As mentioned above you have up to 30 bands to EQ your signal with ranging from 25 Hz up to 20K Hz. The built in gain control gives a strong boost from up to 12 decibels to -68 decibels. It includes high pass and low pass filters ranging from 20 to 20k Hz and a limiter for all your volume maintenance needs giving you a range from 20 decibels down to -20 decibels. Also included is a delay that can give you up to a -120 millisecond delay. All of this is reinforced by the 24-bit noise converter to ensure that any unwanted sounds don’t worm their way into your precious signal. Introduce that noise to the business end of your boot and send it to orbit.

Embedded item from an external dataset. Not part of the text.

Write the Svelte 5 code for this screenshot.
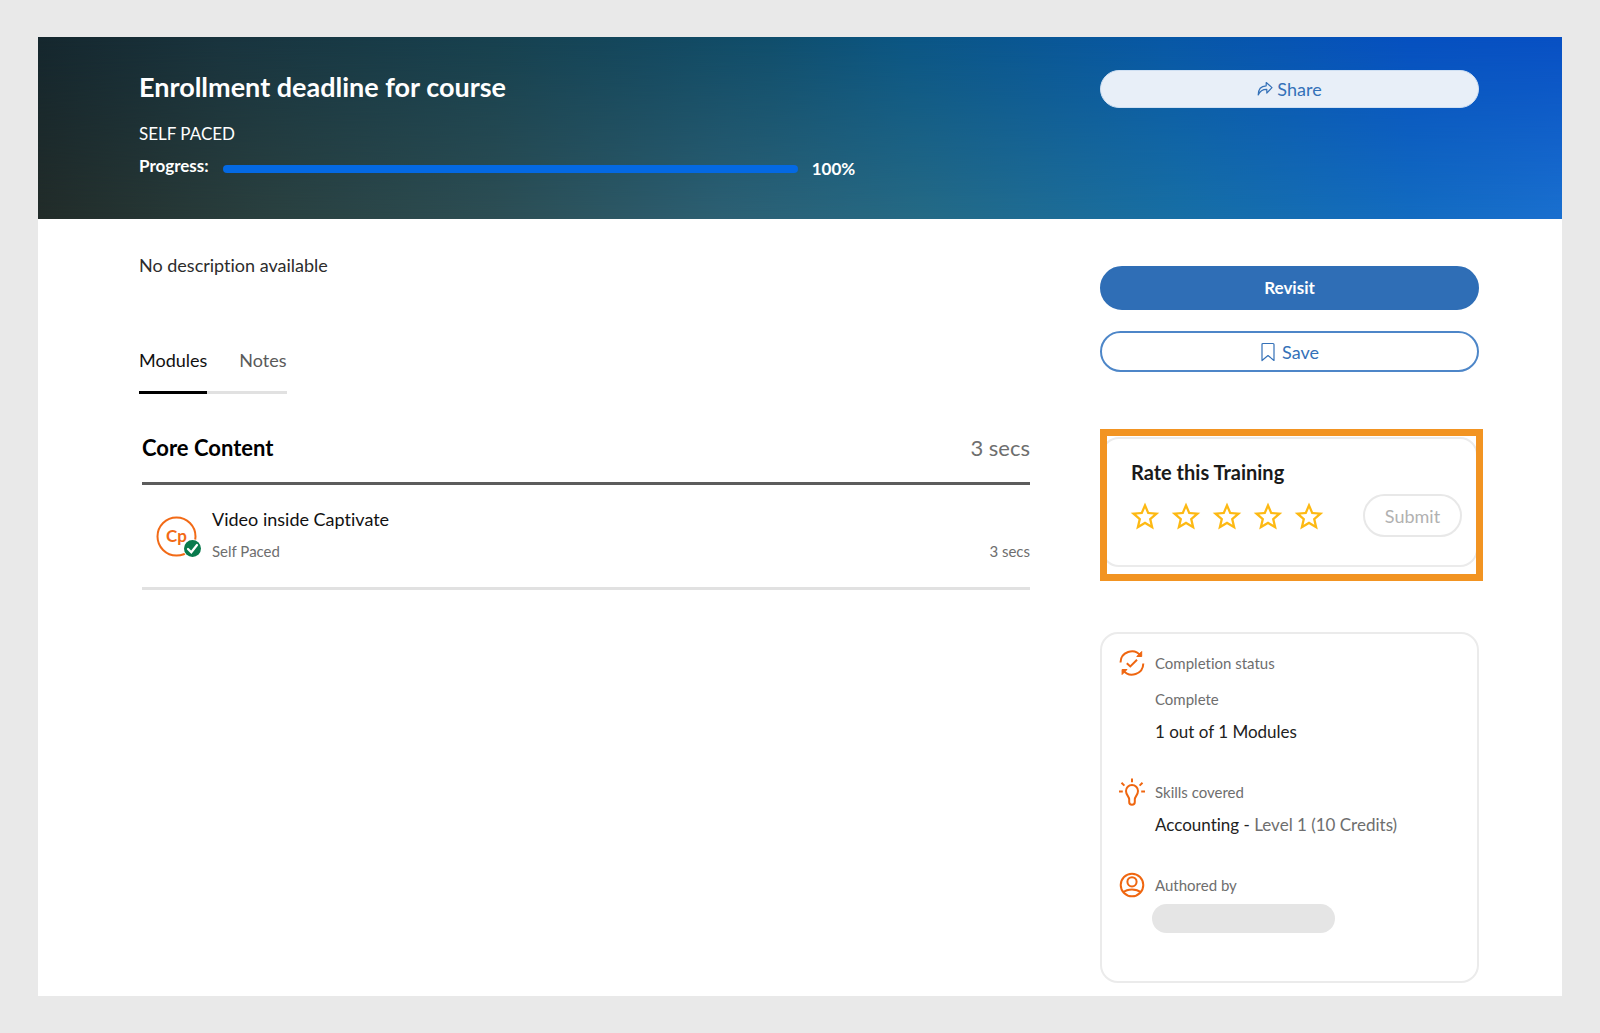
<script>
  let tab = $state('Modules');
  let rating = $state(0);
  const tabs = ['Modules', 'Notes'];
  const stars = [1, 2, 3, 4, 5];
  const progress = 100;
</script>

<div class="page">
  <main class="panel">
    <header class="hero columns">
      <div class="heading">
        <h1>Enrollment deadline for course</h1>
        <p class="format">SELF PACED</p>
        <div class="progress-row">
          <label for="course-progress">Progress:</label>
          <progress id="course-progress" max="100" value={progress}></progress>
          <span class="percent">{progress}%</span>
        </div>
      </div>
      <div class="hero-actions">
        <button class="pill share" type="button">
          <svg width="16" height="16" viewBox="0 0 16 16" aria-hidden="true">
            <path d="M1.2 14C1.2 8.5 4 5 9.2 4.8V1.5L15 6.6L9.8 12V8.4C5.5 8.3 3 10 1.2 14Z" fill="none" stroke="currentColor" stroke-width="1.2" stroke-linejoin="round" />
          </svg>
          Share
        </button>
      </div>
    </header>

    <div class="body columns">
      <div class="content">
        <p class="description">No description available</p>

        <nav class="tabs" aria-label="Course sections">
          {#each tabs as name}
            <button type="button" class:active={tab === name} onclick={() => (tab = name)}>{name}</button>
          {/each}
        </nav>

        <section class="modules">
          <div class="modules-head">
            <h2>Core Content</h2>
            <span>3 secs</span>
          </div>
          <article class="module">
            <svg width="46" height="42" viewBox="0 0 46 42" aria-hidden="true">
              <circle cx="20.500" cy="20.500" r="19" fill="#fff" stroke="#f26a16" stroke-width="2" />
              <text x="20.500" y="26" text-anchor="middle">Cp</text>
              <circle cx="36.500" cy="32.500" r="9.500" fill="#fff" />
              <circle cx="36.500" cy="32.500" r="8.500" fill="#087a4c" />
              <path d="M32 33L35.300 36.300L41 29" fill="none" stroke="#fff" stroke-width="2.200" stroke-linecap="round" />
            </svg>
            <div class="module-text">
              <h3>Video inside Captivate</h3>
              <div class="module-meta"><span>Self Paced</span><span>3 secs</span></div>
            </div>
          </article>
        </section>
      </div>

      <aside>
        <button class="pill revisit" type="button">Revisit</button>
        <button class="pill save" type="button">
          <svg width="16" height="20" viewBox="0 0 16 20" aria-hidden="true">
            <path d="M2 2.500Q2 1.500 3 1.500H13Q14 1.500 14 2.500V18.500L8 13.500L2 18.500Z" fill="none" stroke="currentColor" stroke-width="1.200" stroke-linejoin="round" />
          </svg>
          Save
        </button>

        <div class="highlight">
          <form class="rating" onsubmit={(e) => e.preventDefault()}>
            <h2 id="rate-title">Rate this Training</h2>
            <div class="rating-row">
              <div class="stars" role="radiogroup" aria-labelledby="rate-title">
                {#each stars as n}
                  <label class="star" class:filled={n <= rating}>
                    <input type="radio" name="rating" value={n} aria-label="{n} stars" bind:group={rating} />
                    <svg width="30" height="30" viewBox="1.5 1 21 21" aria-hidden="true">
                      <path class="inside" d="M12 16.300L7 19.300L8.300 13.700L4 9.900L9.700 9.400L12 4L14.300 9.400L20 9.900L15.700 13.700L17 19.300Z" />
                      <path class="outline" d="M22 9.240l-7.190-.620L12 2 9.190 8.630 2 9.240l5.460 4.730L5.820 21 12 17.270 18.180 21l-1.630-7.030L22 9.240zM12 15.400l-3.760 2.270 1-4.280-3.320-2.880 4.380-.380L12 6.100l1.710 4.040 4.380.380-3.320 2.880 1 4.280L12 15.400z" />
                    </svg>
                  </label>
                {/each}
              </div>
              <button class="submit" type="submit" disabled={rating === 0}>Submit</button>
            </div>
          </form>
        </div>

        <section class="info">
          <div class="fact">
            <svg width="28" height="28" viewBox="0 0 28 28" aria-hidden="true">
              <path d="M2.500 13.500A11.300 11.300 0 0 1 22.600 6.600M25.300 14.500A11.300 11.300 0 0 1 5.200 21.400" />
              <path class="solid" d="M23.700 2.500V7.500H18.800ZM4.100 25.500V20.500H9Z" />
              <path d="M8.800 14.200L12.300 17.400L19 10.800" />
            </svg>
            <div>
              <h4>Completion status</h4>
              <p class="minor">Complete</p>
              <p class="value">1 out of 1 Modules</p>
            </div>
          </div>
          <div class="fact">
            <svg width="28" height="28" viewBox="0 0 28 28" aria-hidden="true">
              <path d="M11.200 24V21.500C11.200 18.500 8 17 8 13A6 6 0 0 1 20 13C20 17 16.800 18.500 16.800 21.500V24A2.800 2.800 0 0 1 11.200 24Z" />
              <path d="M14 .5V4.200M3.500 4.800L6.400 7.600M24.500 4.800L21.600 7.600M1 13.500H4.800M23.200 13.500H27" />
            </svg>
            <div>
              <h4>Skills covered</h4>
              <p class="value">Accounting - <span>Level 1 (10 Credits)</span></p>
            </div>
          </div>
          <div class="fact">
            <svg width="28" height="28" viewBox="0 0 28 28" aria-hidden="true">
              <circle cx="14" cy="14" r="11.300" />
              <circle cx="14" cy="10.800" r="4.600" />
              <path d="M5.300 21.300C9.500 17.500 18.500 17.500 22.700 21.300" />
            </svg>
            <div>
              <h4>Authored by</h4>
              <div class="author"></div>
            </div>
          </div>
        </section>
      </aside>
    </div>
  </main>
</div>

<style>
  :global(body) {
    margin: 0;
    background: #e9e9e9;
  }
  .page {
    padding: 37px 38px 38px;
    font-family: Lato, 'Open Sans', sans-serif;
    font-size: 18px;
    line-height: 24px;
    font-variant-ligatures: none;
    color: #2c2c2c;
  }
  h1, h2, h3, h4, p {
    margin: 0;
    font-weight: 400;
  }
  button {
    font: inherit;
    cursor: pointer;
  }
  .panel {
    background: #fff;
  }
  .columns {
    display: grid;
    grid-template-columns: minmax(0, 1fr) 379px;
    column-gap: 70px;
    padding: 0 83px 0 101px;
  }
  .hero {
    position: relative;
    isolation: isolate;
    min-height: 182px;
    color: #fff;
    background: linear-gradient(90deg, #15272e, #19343e 12%, #17414f 30%, #104e6c 48%, #0b5684 57%, #0858a6 74%, #0650c0 90%, #0850c4);
  }
  .hero::before {
    content: '';
    position: absolute;
    inset: 0;
    z-index: -1;
    background: linear-gradient(90deg, #222c29, #2a403f 15%, #2d4e54 30%, #2d6073 45%, #256a85 58%, #176fa5 75%, #136cc0 90%, #1a70cf);
    mask-image: linear-gradient(transparent, #000);
  }
  .heading {
    padding-top: 32px;
  }
  h1 {
    font-size: 27px;
    line-height: 36px;
    font-weight: 700;
  }
  .format {
    margin-top: 17px;
    font-size: 17px;
  }
  .progress-row {
    display: flex;
    align-items: center;
    gap: 14px;
    margin-top: 8px;
    font-size: 17px;
    font-weight: 700;
  }
  .progress-row label {
    padding-bottom: 6px;
  }
  progress {
    appearance: none;
    flex: 0 1 575px;
    min-width: 0;
    height: 8px;
    border: 0;
    border-radius: 4px;
    overflow: hidden;
    background: #d0d0d0;
  }
  progress::-webkit-progress-bar {
    background: #d0d0d0;
  }
  progress::-webkit-progress-value {
    background: #0469e3;
  }
  .hero-actions {
    padding-top: 33px;
  }
  .pill {
    display: flex;
    align-items: center;
    justify-content: center;
    box-sizing: border-box;
    width: 100%;
    border: 2px solid #4d86c8;
    border-radius: 22px;
    color: #3471b8;
    background: #fff;
  }
  .share {
    gap: 4px;
    height: 38px;
    border: 1px solid #cfe0f3;
    background: #e8eff8;
  }
  .revisit {
    height: 44px;
    border-color: #2f6eb6;
    background: #2f6eb6;
    color: #fff;
    font-size: 17px;
    font-weight: 700;
  }
  .save {
    gap: 6px;
    height: 41px;
    margin-top: 21px;
  }
  .content {
    padding-top: 34px;
  }
  .tabs {
    display: flex;
    margin-top: 71px;
  }
  .tabs button {
    padding: 0 0 19px;
    border: 0;
    border-bottom: 3px solid #e1e1e1;
    background: none;
    color: #5a5a5a;
    line-height: 24px;
  }
  .tabs button + button {
    padding-left: 32px;
  }
  .tabs button.active {
    border-color: #000;
    color: #111;
  }
  .modules {
    margin: 40px 0 0 3px;
  }
  .modules-head {
    display: flex;
    justify-content: space-between;
    padding-bottom: 20px;
    border-bottom: 3px solid #5c5c5c;
    font-size: 22px;
    line-height: 28px;
    color: #6e6e6e;
  }
  .modules-head h2 {
    font-size: 22px;
    font-weight: 700;
    color: #000;
  }
  .module {
    display: flex;
    gap: 10px;
    padding: 22px 0 24px 14px;
    border-bottom: 3px solid #e1e1e1;
  }
  .module svg {
    flex: none;
    margin-top: 9px;
  }
  .module text {
    font-size: 17px;
    font-weight: 700;
    fill: #f26a16;
  }
  .module-text {
    flex: 1;
  }
  h3 {
    font-size: 18px;
    color: #111;
  }
  .module-meta {
    display: flex;
    justify-content: space-between;
    margin-top: 8px;
    font-size: 15px;
    color: #6e6e6e;
  }
  aside {
    padding: 47px 0 13px;
  }
  .highlight {
    margin: 57px -4px 0 0;
    padding: 1px 0 7px;
    border: 7px solid #f29422;
    overflow: hidden;
  }
  .rating {
    height: 107px;
    margin: 0 -2px 0 -6px;
    padding: 19px 14px 0 28px;
    border: 2px solid #ebebeb;
    border-radius: 18px;
  }
  .rating h2 {
    font-size: 20px;
    line-height: 28px;
    font-weight: 700;
    color: #1a1a1a;
  }
  .rating-row {
    display: flex;
    align-items: center;
    justify-content: space-between;
    margin-top: 8px;
  }
  .stars {
    display: flex;
    gap: 11px;
    margin-left: -1px;
  }
  .star {
    display: grid;
    cursor: pointer;
  }
  .star input,
  .star svg {
    grid-area: 1 / 1;
  }
  .star input {
    appearance: none;
    margin: 0;
  }
  .star .outline {
    fill: #fdb913;
  }
  .star .inside {
    fill: none;
  }
  .star.filled .inside {
    fill: #fdb913;
  }
  .submit {
    height: 43px;
    width: 99px;
    padding: 0;
    border: 2px solid #e8e8e8;
    border-radius: 22px;
    background: #fff;
    color: #b1b1b1;
  }
  .info {
    margin-top: 51px;
    padding: 17px 16px 48px;
    border: 2px solid #ebebeb;
    border-radius: 18px;
  }
  .fact {
    display: grid;
    grid-template-columns: 28px 1fr;
    gap: 9px;
  }
  .fact + .fact {
    margin-top: 36px;
  }
  .fact svg {
    margin-top: -2px;
    fill: none;
    stroke: #ef6610;
    stroke-width: 2;
  }
  .fact .solid {
    fill: #ef6610;
    stroke-width: 1;
  }
  h4,
  .minor {
    font-size: 15px;
    line-height: 24px;
    color: #6e6e6e;
  }
  .minor {
    margin-top: 12px;
  }
  .value {
    margin-top: 8px;
    font-size: 17px;
    line-height: 25px;
    color: #222;
  }
  .value span {
    color: #6e6e6e;
  }
  .author {
    width: 183px;
    height: 29px;
    margin: 7px 0 0 -3px;
    border-radius: 15px;
    background: #e5e5e5;
  }
</style>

The available ports offer two input/output channels for both 1/4” jacks and XLR ports. The USB port allows you to plug into a computer and gives you the flexibility to tweak on a computer. While on the unit itself you can store up to 16 customized settings with a computer your limits are as vast as your hard drive can permit with unlimited space available.

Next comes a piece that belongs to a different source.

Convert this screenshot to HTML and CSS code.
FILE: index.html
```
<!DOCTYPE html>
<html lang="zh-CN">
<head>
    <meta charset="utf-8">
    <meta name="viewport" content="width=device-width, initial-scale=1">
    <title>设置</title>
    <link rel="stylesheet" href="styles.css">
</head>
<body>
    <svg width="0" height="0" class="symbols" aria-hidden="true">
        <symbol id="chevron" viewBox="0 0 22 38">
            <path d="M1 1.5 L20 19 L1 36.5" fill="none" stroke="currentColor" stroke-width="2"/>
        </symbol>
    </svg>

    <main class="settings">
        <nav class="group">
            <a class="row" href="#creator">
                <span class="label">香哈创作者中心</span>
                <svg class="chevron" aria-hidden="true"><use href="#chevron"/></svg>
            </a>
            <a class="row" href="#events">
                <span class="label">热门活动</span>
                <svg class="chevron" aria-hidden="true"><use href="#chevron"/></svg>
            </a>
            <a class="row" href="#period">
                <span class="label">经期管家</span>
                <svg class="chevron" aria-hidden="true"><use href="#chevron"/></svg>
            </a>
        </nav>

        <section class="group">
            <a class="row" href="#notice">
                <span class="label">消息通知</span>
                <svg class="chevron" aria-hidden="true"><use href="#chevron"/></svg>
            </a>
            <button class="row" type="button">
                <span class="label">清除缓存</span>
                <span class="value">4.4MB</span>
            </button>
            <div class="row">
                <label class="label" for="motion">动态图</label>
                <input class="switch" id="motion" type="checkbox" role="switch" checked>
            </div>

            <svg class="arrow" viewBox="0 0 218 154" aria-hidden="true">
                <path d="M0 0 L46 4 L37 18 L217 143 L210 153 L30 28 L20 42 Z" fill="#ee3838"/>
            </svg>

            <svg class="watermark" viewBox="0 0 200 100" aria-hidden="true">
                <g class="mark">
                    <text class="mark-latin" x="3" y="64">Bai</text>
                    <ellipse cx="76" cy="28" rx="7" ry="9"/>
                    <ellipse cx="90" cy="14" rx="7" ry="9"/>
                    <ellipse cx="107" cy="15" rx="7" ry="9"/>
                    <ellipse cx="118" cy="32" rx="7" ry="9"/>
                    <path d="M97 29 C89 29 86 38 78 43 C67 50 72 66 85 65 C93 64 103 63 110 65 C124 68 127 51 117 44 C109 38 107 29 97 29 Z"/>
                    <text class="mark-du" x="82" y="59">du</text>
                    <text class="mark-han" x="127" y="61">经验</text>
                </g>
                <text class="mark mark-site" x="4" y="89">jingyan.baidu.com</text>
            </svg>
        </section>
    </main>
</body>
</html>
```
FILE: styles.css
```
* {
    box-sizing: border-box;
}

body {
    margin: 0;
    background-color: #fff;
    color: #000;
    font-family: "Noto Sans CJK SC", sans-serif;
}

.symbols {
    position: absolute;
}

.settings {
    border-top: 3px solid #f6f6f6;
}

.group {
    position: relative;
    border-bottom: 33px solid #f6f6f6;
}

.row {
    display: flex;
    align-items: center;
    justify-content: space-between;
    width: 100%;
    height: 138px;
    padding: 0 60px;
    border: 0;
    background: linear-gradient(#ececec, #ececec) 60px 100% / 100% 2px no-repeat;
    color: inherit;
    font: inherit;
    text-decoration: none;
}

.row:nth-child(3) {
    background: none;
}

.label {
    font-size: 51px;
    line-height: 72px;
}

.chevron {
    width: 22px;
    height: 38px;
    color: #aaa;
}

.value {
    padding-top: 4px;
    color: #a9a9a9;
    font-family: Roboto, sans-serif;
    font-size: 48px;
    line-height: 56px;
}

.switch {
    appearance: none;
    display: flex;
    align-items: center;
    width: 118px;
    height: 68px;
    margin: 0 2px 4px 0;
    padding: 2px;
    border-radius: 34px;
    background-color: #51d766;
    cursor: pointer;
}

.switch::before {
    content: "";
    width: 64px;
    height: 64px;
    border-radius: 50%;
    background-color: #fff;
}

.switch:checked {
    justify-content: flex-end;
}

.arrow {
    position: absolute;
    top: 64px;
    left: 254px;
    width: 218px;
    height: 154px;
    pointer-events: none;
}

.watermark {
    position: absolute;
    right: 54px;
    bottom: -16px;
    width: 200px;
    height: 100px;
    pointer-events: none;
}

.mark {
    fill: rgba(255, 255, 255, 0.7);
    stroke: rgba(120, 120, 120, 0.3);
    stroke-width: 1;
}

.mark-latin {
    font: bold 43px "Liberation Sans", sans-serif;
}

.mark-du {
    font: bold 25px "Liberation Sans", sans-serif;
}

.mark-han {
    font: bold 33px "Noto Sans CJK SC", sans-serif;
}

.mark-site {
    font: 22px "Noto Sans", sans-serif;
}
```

Weighing in at 4.4 lbs the X-Drive EQ230 can be yours for the asking price $319.
The X-Drive EQ430
The big brother to the EQ230, the EQ430 can for the most part share the same description as the EQ230 in that it’s a 30 band equalizer with the limiter, gain booster, delay, and 24-bit noise converter, all powered by the same technology put into the Texas Instruments digital signal processor. Likewise you also get the USB port to interact with a computer much in the same way. For the sake of not getting any more redundant I’ll leave it at that.
The real part that separates the two is that in the EQ430 you get an extra two in/out channels to work with giving you, as the name implies, 4 sets of 1/4” and XLR ports.
The price of the EQ430 climbs up to $399 making a modest difference of $80 between the two models.
That’s what Carvin’s been up to lately. Saving the galaxy as we know it, one signal at a time.